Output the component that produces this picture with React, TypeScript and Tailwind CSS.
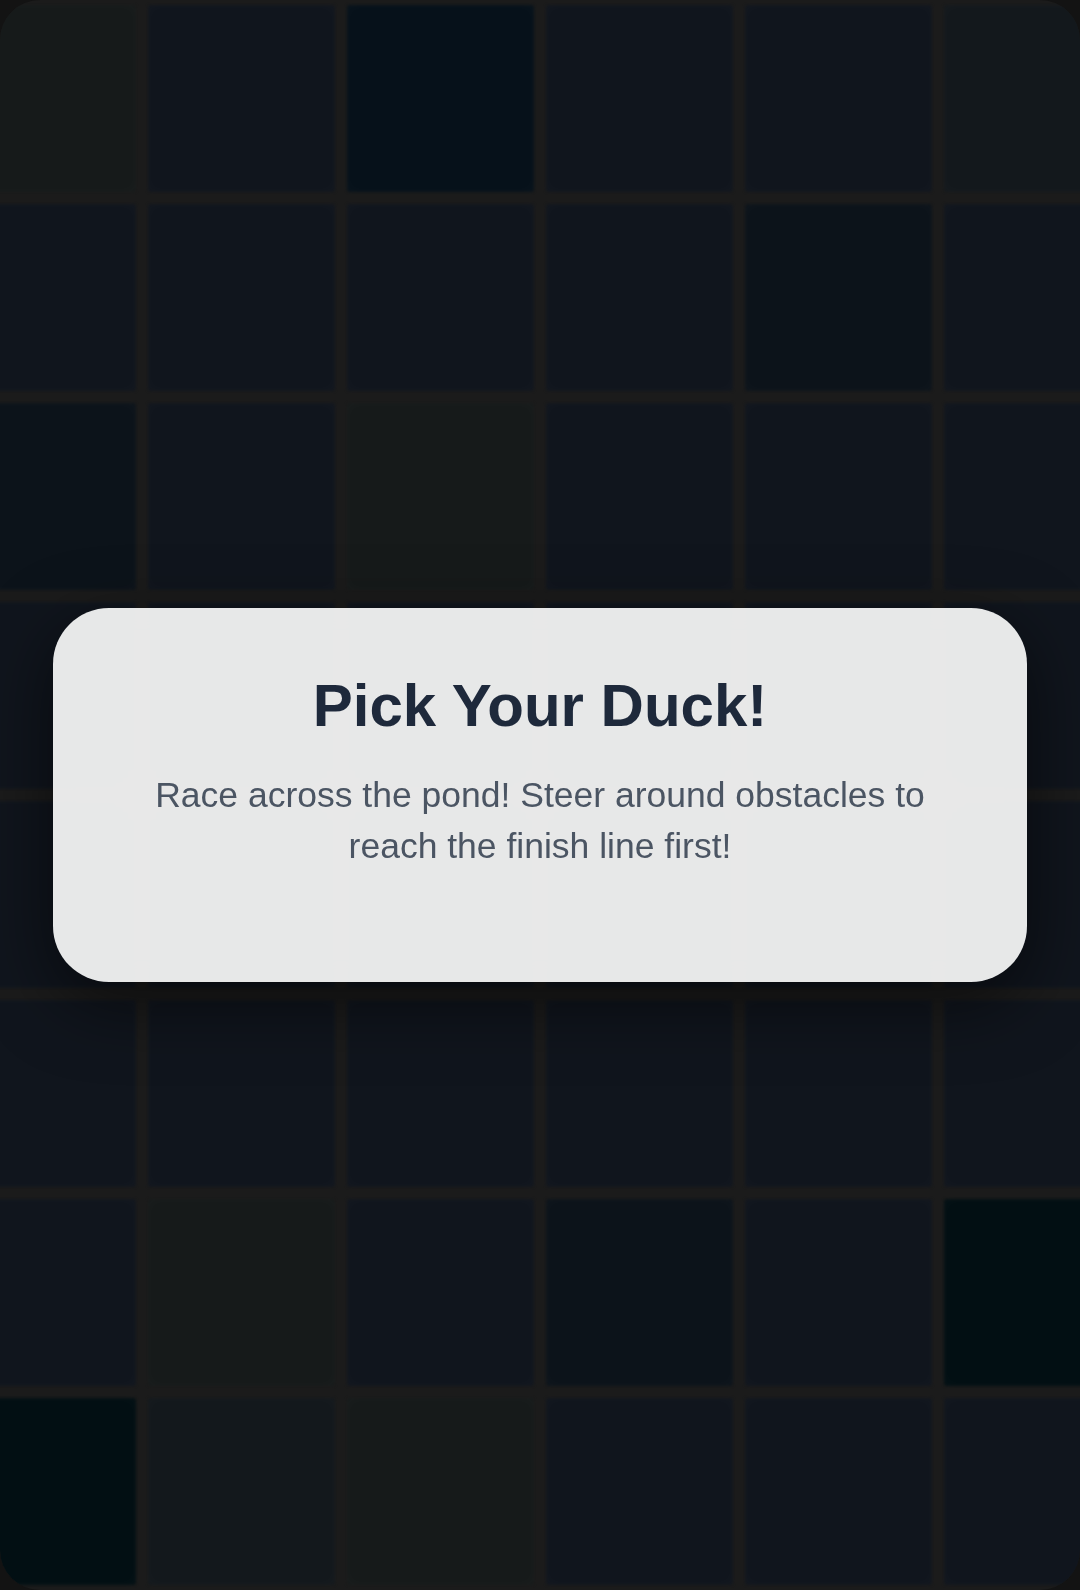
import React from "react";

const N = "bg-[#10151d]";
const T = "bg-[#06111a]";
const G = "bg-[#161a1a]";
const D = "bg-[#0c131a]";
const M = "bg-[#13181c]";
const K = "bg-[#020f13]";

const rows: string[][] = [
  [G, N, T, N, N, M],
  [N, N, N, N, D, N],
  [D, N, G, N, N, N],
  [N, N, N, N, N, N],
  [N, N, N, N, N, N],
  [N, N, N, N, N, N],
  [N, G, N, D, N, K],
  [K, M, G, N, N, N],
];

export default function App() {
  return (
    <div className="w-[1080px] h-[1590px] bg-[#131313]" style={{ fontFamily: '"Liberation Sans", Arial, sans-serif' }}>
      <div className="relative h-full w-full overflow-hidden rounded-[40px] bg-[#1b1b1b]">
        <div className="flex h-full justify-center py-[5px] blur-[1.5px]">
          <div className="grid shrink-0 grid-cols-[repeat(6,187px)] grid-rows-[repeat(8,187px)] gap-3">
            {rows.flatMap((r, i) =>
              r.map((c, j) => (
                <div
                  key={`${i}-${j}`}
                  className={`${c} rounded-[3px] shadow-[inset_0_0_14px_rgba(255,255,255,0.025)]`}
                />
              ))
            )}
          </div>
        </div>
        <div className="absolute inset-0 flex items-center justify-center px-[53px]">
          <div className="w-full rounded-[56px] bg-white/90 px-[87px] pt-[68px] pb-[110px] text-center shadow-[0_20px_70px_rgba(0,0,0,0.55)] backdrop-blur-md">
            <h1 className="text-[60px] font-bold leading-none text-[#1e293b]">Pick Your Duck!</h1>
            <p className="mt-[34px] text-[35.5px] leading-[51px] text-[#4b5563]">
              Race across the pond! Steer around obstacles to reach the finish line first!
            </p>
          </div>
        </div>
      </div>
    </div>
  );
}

◆ ◆ ◆

◆ **What to produce**
Check each line above for the string "React", then copy the ones that have it.

◆ **The output**
Output the component that produces this picture with React, TypeScript and Tailwind CSS.
import React from "react";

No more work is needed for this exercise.